No passado, sindicatos garantiam que os trabalhadores fossem bem pagos e tivessem segurança no trabalho. Então, no começo da década de 1960, frigoríficos desativaram suas antigas plantas urbanas – e sindicalizadas – e se mudaram para distritos rurais, o que foi um duro golpe para as associações. Nos anos 1990, o Tratado Norte-Americano de Livre Comércio (NAFTA) acabou permitindo que milhares de latinos – muitos ilegalmente – entrassem para o quadro dos frigoríficos, ganhando cada vez menos. Os patrões os receberam bem. Empregados sem registro eram mais fáceis de controlar e muito menos propensos à sindicalização do que aqueles nascidos nos EUA. Com isso, o ritmo das linhas de produção aumentou, assim como o número de gente ferida nas plantas. Diferentemente da representatividade dos sindicatos, que caiu junto com os salários e as condições de trabalho.

A reação veio sob a batuta do ex-presidente dos Estados Unidos George W. Bush. Num único dia, em dezembro de 2006, a fiscalização baixou em seis frigoríficos da Swift (até então uma das gigantes do setor e que, um ano depois, foi comprada pelos brasileiros do grupo JBS), em seis estados diferentes. Aproximadamente 1,3 mil trabalhadores foram presos, o equivalente a 10% da força de trabalho da companhia. Eles foram levados a penitenciárias e a maioria foi deportada. A operação continua sendo a maior do tipo em toda a história dos EUA. Autoridades afirmaram que o plano de negócios da Swift teve como alicerce uma força de trabalho ilegal. Estima-se que, à época, um quarto dos empregos da empresa eram ilegais, e a companhia foi obrigada a aumentar os salários em 8% para continuar funcionando.

O governo Bush preferiu fechar o cerco contra os trabalhadores do que punir os empresários. Agora, dez anos depois, o presidente Donald Trump parece ter redescoberto essa cartilha, acreditando provavelmente que as ações surpresa anti-imigração, com grande visibilidade, são efetivas. Em janeiro, agentes federais bateram em dezenas de lojas da 7-Eleven. Em seguida, voltariam suas atenções à agricultura. Eles foram ordenados a quadruplicar as inspeções, prometendo mudar o que havia sido o foco na gestão de Barack Obama, isto é, as auditorias com os patrões, que dobraram entre 2009 e 2013. Essa política se provou insustentável num ambiente favorável aos negócios. A fiscalização nas plantas do Tennessee foi a maior desde a administração de George W. Bush.

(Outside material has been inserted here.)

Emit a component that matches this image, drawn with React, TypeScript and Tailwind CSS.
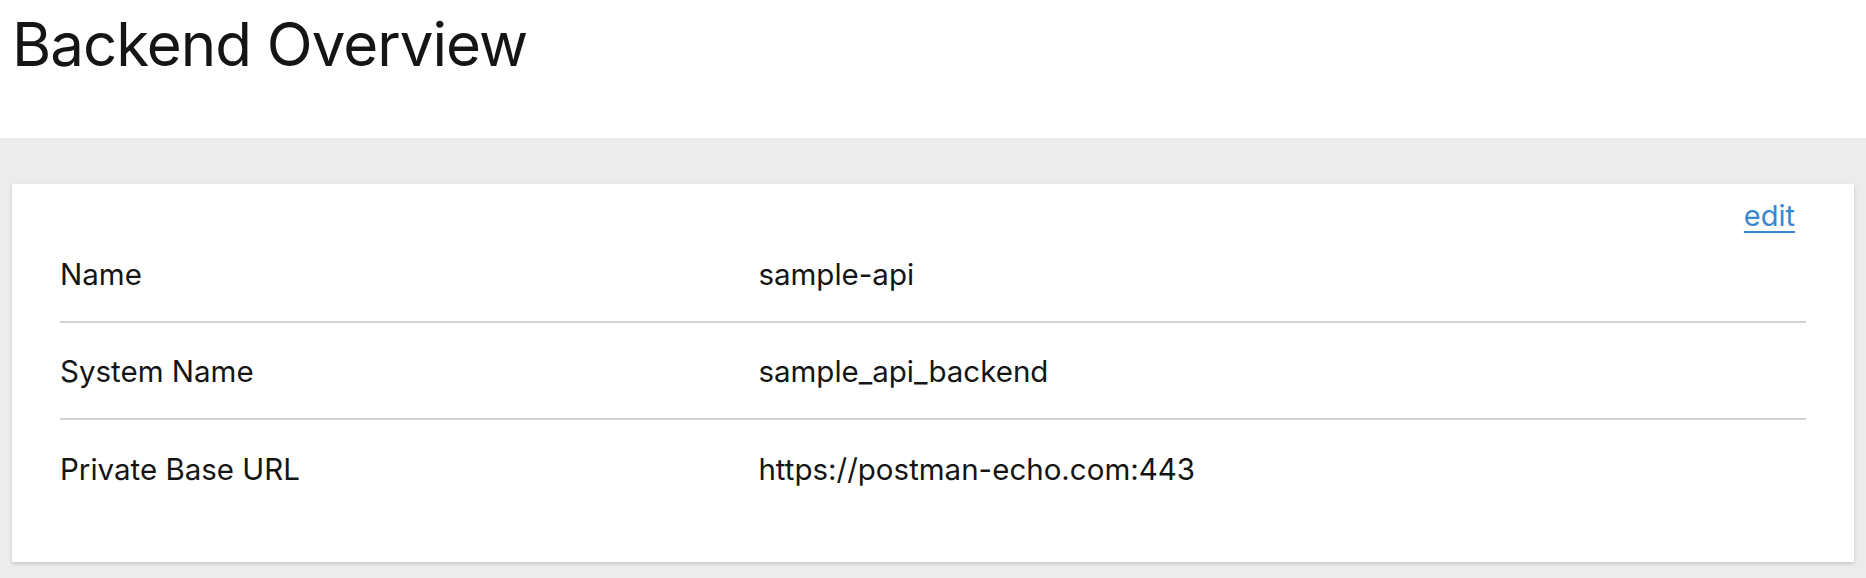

Mas as batidas-surpresa resolvem o problema de fato? Apenas temporariamente, se é que o fazem, pois elas não miram na origem da situação: a demanda por carne barata e a mão de obra também barata que ela requer. Paradoxalmente, podem até criar um efeito “ricochete”, atingindo os interesses corporativos.

Alguns meses depois da operação na Swift, oficiais à paisana baixaram no maior frigorífico do mundo, que pertence à Smithfields Foods, em Tar Heel, na Carolina do Norte. Eles prenderam 21 empregados, tirando os latinos da linha de produção sem alarde e dizendo que eles haviam sido chamados pelo departamento de recursos humanos. Silenciosamente, os trabalhadores largaram suas facas, tiraram seus equipamentos de proteção pessoal e se dirigiram ao RH, onde foram algemados e levados para as vans que aguardavam no local. Para não levantar suspeitas, os agentes também chamaram homens negros e brancos para testes de drogas.

Apesar de toda a cena, o assunto se espalha quando “La Migra” – gíria em espanhol para o serviço de imigração – está a caminho. Em Tar Heel, algumas semanas depois da ação, quase metade dos trabalhadores da planta – mais de 2 mil empregados e suas famílias – simplesmente deixaram a região. A perda de pessoal obrigou a Smithfield a aumentar os rendimentos, o que atraiu mais afro-americanos para os postos, que, de longe, são mais propensos a votar pela sindicalização. Em 2008, os empregados, que geralmente começavam ganhando US$ 8 por hora, se filiaram ao sindicato nacional dos trabalhadores na indústria de alimentação e conseguiram um aumento de US$ 1,50 a hora, o maior na história do frigorífico. Foi uma vitória atípica, onde crescem movimentos contrários à sindicalização.

A “batida” no Tennessee pode repetir o “filme” ambientado em Postville, no Iowa, que envolveu cerca de 400 trabalhadores: o som dos helicópteros foi seguido pelo choro. A empresa em questão acabou indo à falência, devastando a economia da região.

Nenhuma denúncia contra a Southern Provision, que processa carne bovina, havia sido feita à época da operação, mas, mesmo assim, os agentes federais estavam investigando a companhia, depois que funcionários do Citizens Bank notaram que a empresa estava sacando grandes quantidades de dinheiro semanalmente, possivelmente para pagar os empregados ao mesmo tempo em que evitava os impostos. Caso houvesse acusações, o resultado seria o já familiar êxodo familiar e o consequente impacto à economia, alterando a comunidade que abriga a planta e as empresas que a abastecem. Os grandes empregadores, frequentemente, recebem multas, deixam a poeira baixar e depois voltam aos negócios normalmente.

É um segredo aberto. Os americanos querem carne barata, os presuntos e assados nos dias de folga, nem que isso, ocasionalmente, termine em esforços anti-imigração, a despeito do sofrimento humano.